As the nominee to serve as the EU's next High Representative for Foreign Affairs and Security Policy, Spanish Foreign Minister Josep Borrell will have an opportunity to update Europe's approach to foreign policy. Chief among the challenges facing the bloc is to reassert its own sovereignty in an age of great-power politics.

BERLIN – The last five years have not been kind to the European Union’s foreign-policy prospects. A new great-power competition is shunting aside the international rules-based order, and aspects of globalization – from trade to the Internet – are being used to divide rather than unite countries. Meanwhile, the EU’s geostrategic neighborhood has become a ring of fire.

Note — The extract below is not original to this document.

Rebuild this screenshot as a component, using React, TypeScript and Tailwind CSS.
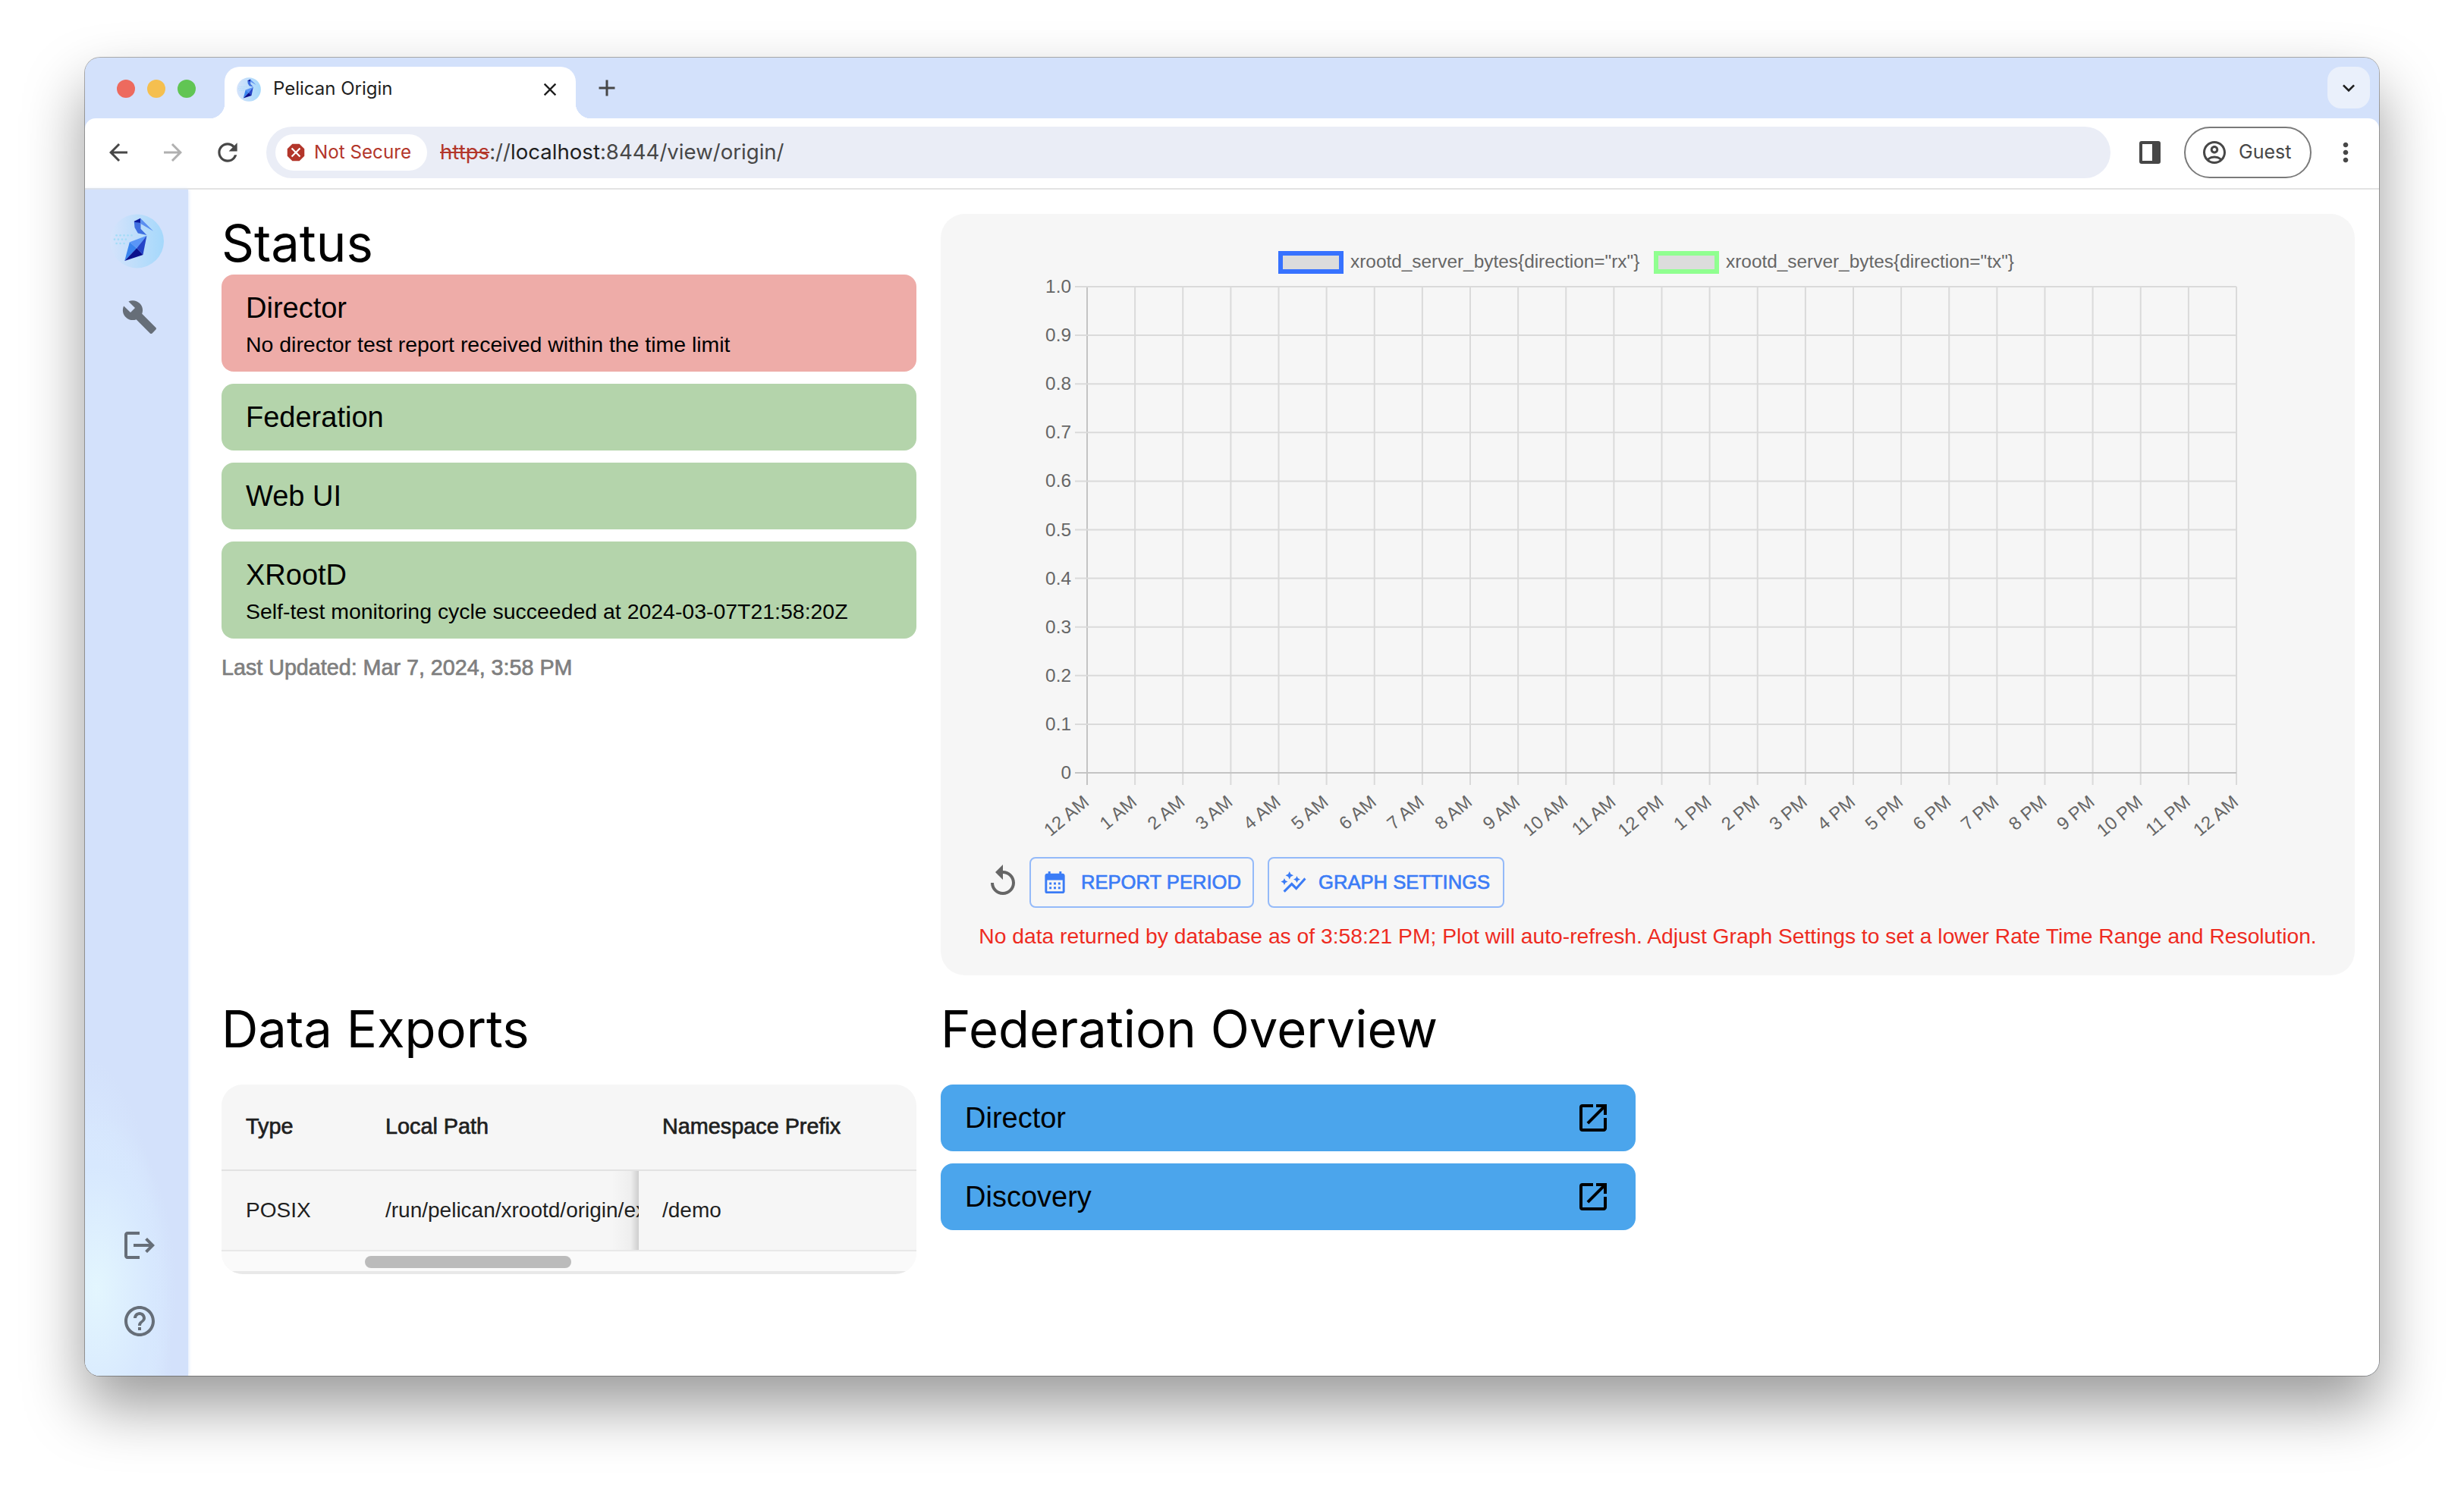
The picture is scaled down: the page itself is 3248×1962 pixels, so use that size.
import React from 'react';
import {
  MdAdd,
  MdArrowBack,
  MdArrowForward,
  MdAutoGraph,
  MdBuild,
  MdCalendarMonth,
  MdClose,
  MdDangerous,
  MdHelpOutline,
  MdKeyboardArrowDown,
  MdLogout,
  MdMoreVert,
  MdOpenInNew,
  MdOutlineAccountCircle,
  MdRefresh,
  MdReplay,
} from 'react-icons/md';

const hours = [
  '12 AM', '1 AM', '2 AM', '3 AM', '4 AM', '5 AM', '6 AM', '7 AM', '8 AM', '9 AM', '10 AM', '11 AM',
  '12 PM', '1 PM', '2 PM', '3 PM', '4 PM', '5 PM', '6 PM', '7 PM', '8 PM', '9 PM', '10 PM', '11 PM', '12 AM',
];
const yTicks = ['1.0', '0.9', '0.8', '0.7', '0.6', '0.5', '0.4', '0.3', '0.2', '0.1', '0'];

function Logo({ className }: { className: string }) {
  return (
    <svg viewBox="74 96 214 216" className={className}>
      <defs>
        <linearGradient id="logoBg" x1="0" x2="1" y1="0" y2="0">
          <stop offset="0" stopColor="#d5e3fb" />
          <stop offset="1" stopColor="#a5d8fb" />
        </linearGradient>
      </defs>
      <circle cx="181" cy="204" r="107" fill="url(#logoBg)" />
      {[100, 115, 130, 145, 160].map((x) => <circle key={x} cx={x} cy="181" r="4" fill="#a5dcf7" />)}
      {[92, 107, 122, 137].map((x) => <circle key={x} cx={x} cy="197" r="4" fill="#a5dcf7" />)}
      {[100, 115, 130].map((x) => <circle key={x} cx={x} cy="213" r="4" fill="#a5dcf7" />)}
      <polygon points="195,113 246,164 196,135" fill="#5b8ff0" />
      <polygon points="170,128 196,130 196,155 220,180 185,172 172,150" fill="#3f6fe0" />
      <polygon points="170,125 195,113 195,132 170,128" fill="#0b1a9c" />
      <polygon points="152,208 220,182 180,232" fill="#5a96f7" />
      <polygon points="152,208 180,232 132,282" fill="#3a84ee" />
      <polygon points="220,182 205,258 180,232" fill="#2444c8" />
      <polygon points="180,232 205,258 132,282" fill="#0b0f8c" />
    </svg>
  );
}

function TrafficLights() {
  return (
    <div className="flex gap-[16px] ml-[42px] mt-[29px]">
      <div className="w-[24px] h-[24px] rounded-full bg-[#ed6a5e]" />
      <div className="w-[24px] h-[24px] rounded-full bg-[#f5bf4f]" />
      <div className="w-[24px] h-[24px] rounded-full bg-[#61c554]" />
    </div>
  );
}

function BrowserChrome() {
  return (
    <>
      {/* tab strip */}
      <div className="h-[80px] flex bg-[#d3e1fb] shrink-0">
        <TrafficLights />
        <div className="relative ml-[38px] mt-[12px] w-[463px] h-[68px] bg-white rounded-t-[20px] flex items-center pl-[16px]">
          <div className="absolute -left-[20px] bottom-0 w-[20px] h-[20px] bg-[radial-gradient(circle_at_0_0,#d3e1fb_20px,#ffffff_20.5px)]" />
          <div className="absolute -right-[20px] bottom-0 w-[20px] h-[20px] bg-[radial-gradient(circle_at_100%_0,#d3e1fb_20px,#ffffff_20.5px)]" />
          <Logo className="w-[32px] h-[32px] -mt-[8px]" />
          <span className="ml-[16px] -mt-[10px] text-[24px] text-[#1f1f1f] font-['Inter',sans-serif]">Pelican Origin</span>
          <MdClose className="ml-auto mr-[20px] -mt-[8px] text-[#1f1f1f]" size={28} />
        </div>
        <MdAdd className="ml-[23px] mt-[22px] text-[#474747]" size={36} />
        <div className="ml-auto mr-[12px] mt-[12px] w-[56px] h-[55px] rounded-[18px] bg-[#eaf0fb] flex items-center justify-center">
          <MdKeyboardArrowDown className="text-[#1f1f1f]" size={32} />
        </div>
      </div>

      {/* toolbar */}
      <div className="h-[94px] bg-white rounded-t-[14px] border-b-2 border-[#e3e3e3] flex items-center shrink-0 pb-[2px] font-['Inter',sans-serif]">
        <MdArrowBack className="ml-[26px] text-[#474747]" size={36} />
        <MdArrowForward className="ml-[36px] text-[#b0b0b0]" size={36} />
        <MdRefresh className="ml-[35px] text-[#474747]" size={38} />
        <div className="ml-[32px] w-[2431px] h-[68px] rounded-full bg-[#eaedf6] flex items-center pl-[12px]">
          <div className="h-[48px] w-[200px] rounded-full bg-white flex items-center pl-[12px] text-[#b3362a]">
            <MdDangerous size={30} />
            <span className="ml-[9px] text-[24.2px]">Not Secure</span>
          </div>
          <div className="ml-[17px] text-[27.6px] text-[#474747]">
            <span className="text-[#b3362a] line-through">https</span>
            <span>://</span>
            <span className="text-[#1f1f1f]">localhost</span>
            <span>:8444/view/origin/</span>
          </div>
        </div>
        <svg viewBox="0 0 28 30" className="ml-[38px] w-[28px] h-[30px]">
          <rect x="0" y="0" width="28" height="30" rx="3" fill="#474747" />
          <rect x="4" y="4" width="13" height="22" fill="#ffffff" />
        </svg>
        <div className="ml-[31px] w-[168px] h-[68px] rounded-full border-2 border-[#7a7a7a] flex items-center pl-[20px] text-[#474747]">
          <MdOutlineAccountCircle size={36} />
          <span className="ml-[14px] text-[25px]">Guest</span>
        </div>
        <MdMoreVert className="ml-[25px] text-[#474747]" size={40} />
      </div>
    </>
  );
}

function Sidebar() {
  return (
    <div className="relative w-[136px] shrink-0 flex flex-col items-center pl-[8px] pt-[32px] pb-[48px] text-[#666e78] bg-[#d3e1fb] bg-[radial-gradient(ellipse_105px_230px_at_15px_1450px,#e3f6fe,#d7e8fe_70%,transparent),radial-gradient(ellipse_115px_420px_at_0_1564px,#d8e8fe_70%,transparent)] shadow-[0_0_5px_#d3e1fb]">
      <Logo className="w-[71px] h-[72px] mr-[7px] shrink-0" />
      <MdBuild className="mt-[40px]" size={48} />
      <MdLogout className="mt-auto" size={48} />
      <MdHelpOutline className="mt-[52px]" size={48} />
    </div>
  );
}

function StatusCard({ title, message, ok }: { title: string; message?: string; ok: boolean }) {
  return (
    <div className={`rounded-[16px] px-[32px] flex flex-col justify-center text-black ${ok ? 'bg-[#b4d4ab]' : 'bg-[#eeaca8]'} ${message ? 'h-[128px]' : 'h-[88px]'}`}>
      <div className="text-[38px] leading-[48px]">{title}</div>
      {message && <div className="text-[28.45px] leading-[40px] mt-[4px] -mb-[4px]">{message}</div>}
    </div>
  );
}

function Chart() {
  const gx = (i: number) => 193 + i * 63.125;
  const gy = (i: number) => 96 + i * 64.1;
  return (
    <svg viewBox="0 0 1864 843" className="w-[1864px] h-[843px] block font-['Liberation_Sans',sans-serif]">
      <rect x="448" y="52" width="80" height="24" fill="#dcdcdc" stroke="#3772ff" strokeWidth="6" />
      <text x="540" y="71" fontSize="24.4" fill="#666666">{'xrootd_server_bytes{direction="rx"}'}</text>
      <rect x="943" y="52" width="80" height="24" fill="#dcdcdc" stroke="#90ff90" strokeWidth="6" />
      <text x="1035" y="71" fontSize="24.4" fill="#666666">{'xrootd_server_bytes{direction="tx"}'}</text>

      {hours.map((h, i) => (
        <line key={i} x1={gx(i)} x2={gx(i)} y1="96" y2="753" stroke={i === 0 ? '#c4c4c4' : '#dadada'} strokeWidth="2" />
      ))}
      {yTicks.map((t, i) => (
        <g key={t}>
          <line x1="177" x2={gx(24)} y1={gy(i)} y2={gy(i)} stroke={i === 10 ? '#c4c4c4' : '#dadada'} strokeWidth="2" />
          <text x="172" y={gy(i) + 8} fontSize="24.4" fill="#666666" textAnchor="end">{t}</text>
        </g>
      ))}
      {hours.map((h, i) => (
        <text key={i} x={gx(i) + 4} y={778} fontSize="24" fill="#666666" textAnchor="end" transform={`rotate(-40 ${gx(i) + 4} 778)`}>
          {h}
        </text>
      ))}
    </svg>
  );
}

function ChartPanel() {
  return (
    <div className="w-[1864px] h-[1004px] rounded-[32px] bg-[#f6f6f6] shrink-0">
      <Chart />
      <div className="flex items-center mt-[5px] pl-[58px]">
        <MdReplay className="text-[#666666] -mt-[3px]" size={48} />
        <div className="ml-[11px] w-[296px] h-[67px] rounded-[8px] border-2 border-[#94baf9] flex items-center pl-[14px] text-[#3b7cf6] text-[25.6px] whitespace-nowrap [-webkit-text-stroke:0.7px_#3b7cf6]">
          <MdCalendarMonth size={35} className="shrink-0" />
          <span className="ml-[17px]">REPORT PERIOD</span>
        </div>
        <div className="ml-[18px] w-[312px] h-[67px] rounded-[8px] border-2 border-[#94baf9] flex items-center pl-[14px] text-[#3b7cf6] text-[25.6px] whitespace-nowrap [-webkit-text-stroke:0.7px_#3b7cf6]">
          <MdAutoGraph size={36} className="shrink-0" />
          <span className="ml-[15px]">GRAPH SETTINGS</span>
        </div>
      </div>
      <div className="mt-[17px] text-center text-[28.25px] leading-[40px] text-[#ee2b1f]">
        No data returned by database as of 3:58:21 PM; Plot will auto-refresh. Adjust Graph Settings to set a lower Rate Time Range and Resolution.
      </div>
    </div>
  );
}

function ExportsTable() {
  return (
    <div className="rounded-[28px] overflow-hidden bg-[#f6f6f6] text-[28px] text-[#1f1f1f]">
      <div className="flex items-center h-[114px] border-b-2 border-[#e2e2e2] text-[28.8px] [-webkit-text-stroke:0.7px_#1f1f1f]">
        <div className="w-[184px] pl-[32px]">Type</div>
        <div className="w-[366px] pl-[32px]">Local Path</div>
        <div className="pl-[31px]">Namespace Prefix</div>
      </div>
      <div className="flex items-center h-[106px] border-b-2 border-[#e8e8e8]">
        <div className="w-[184px] pl-[32px]">POSIX</div>
        <div className="relative w-[366px] h-full flex items-center pl-[32px] overflow-hidden whitespace-nowrap">
          /run/pelican/xrootd/origin/export
          <div className="absolute right-0 inset-y-0 w-[36px] bg-gradient-to-r from-transparent via-[rgba(0,0,0,0.03)] via-70% to-[rgba(0,0,0,0.16)]" />
        </div>
        <div className="pl-[31px]">/demo</div>
      </div>
      <div className="h-[30px] bg-[#fafafa] border-b-[4px] border-[#e8e8e8] pt-[6px] pl-[189px]">
        <div className="w-[272px] h-[16px] rounded-full bg-[#bbbbbb]" />
      </div>
    </div>
  );
}

function LinkButton({ label }: { label: string }) {
  return (
    <div className="h-[88px] rounded-[16px] bg-[#4ba5ec] flex items-center justify-between pl-[32px] pr-[32px] text-black text-[38px]">
      {label}
      <MdOpenInNew size={48} />
    </div>
  );
}

export default function App() {
  return (
    <div className="w-[3248px] h-[1962px] bg-white pt-[76px] pl-[112px] overflow-hidden font-['Liberation_Sans',sans-serif]">
      <div className="w-[3024px] h-[1738px] rounded-[20px] overflow-hidden flex flex-col bg-[#d3e1fb] shadow-[0_0_0_1px_rgba(0,0,0,0.3),0_40px_80px_rgba(0,0,0,0.4)]">
        <BrowserChrome />
        <div className="flex flex-1 min-h-0 bg-white">
          <Sidebar />
          <div className="pl-[44px] pt-[32px]">
            <div className="flex gap-[32px]">
              <div className="w-[916px] shrink-0">
                <h1 className="text-[67px] leading-[78px] mb-[2px] font-['Inter',sans-serif] text-black">Status</h1>
                <div className="flex flex-col gap-[16px]">
                  <StatusCard title="Director" message="No director test report received within the time limit" ok={false} />
                  <StatusCard title="Federation" ok />
                  <StatusCard title="Web UI" ok />
                  <StatusCard title="XRootD" message="Self-test monitoring cycle succeeded at 2024-03-07T21:58:20Z" ok />
                </div>
                <div className="mt-[18px] text-[28.7px] leading-[40px] text-[#7f7f7f] [-webkit-text-stroke:0.7px_#7f7f7f]">
                  Last Updated: Mar 7, 2024, 3:58 PM
                </div>
              </div>
              <ChartPanel />
            </div>
            <div className="flex gap-[32px] mt-[32px]">
              <div className="w-[916px] shrink-0">
                <h2 className="text-[67px] leading-[78px] mb-[34px] font-['Inter',sans-serif] text-black">Data Exports</h2>
                <ExportsTable />
              </div>
              <div className="w-[916px] shrink-0">
                <h2 className="text-[67px] leading-[78px] mb-[34px] font-['Inter',sans-serif] text-black">Federation Overview</h2>
                <div className="flex flex-col gap-[16px]">
                  <LinkButton label="Director" />
                  <LinkButton label="Discovery" />
                </div>
              </div>
            </div>
          </div>
        </div>
      </div>
    </div>
  );
}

These challenges mainly reflect a shift in the global balance of power, which has fundamentally changed the United States’ foreign-policy outlook. As the European Council on Foreign Relations explains in a new report, global developments have left EU countries increasingly vulnerable to external pressures preventing them from exercising sovereignty. Such exposure threatens the EU’s security, economic, and diplomatic interests, by allowing other powers to impose their preferences on it. Making matters worse, the EU’s governing institutions have done little to overcome the divisions among member states, and they have not played a relevant role in responding to crises such as those in Ukraine, Syria, and Libya.

With the nomination of Josep Borrell to serve as High Representative of the Union for Foreign Affairs and Security Policy, the EU has an opportunity to relaunch its foreign policy. Currently the foreign minister of Spain – itself one of the EU’s new power centers – Borrell’s task will be to unite EU institutions and national foreign ministries behind a common EU-level foreign policy.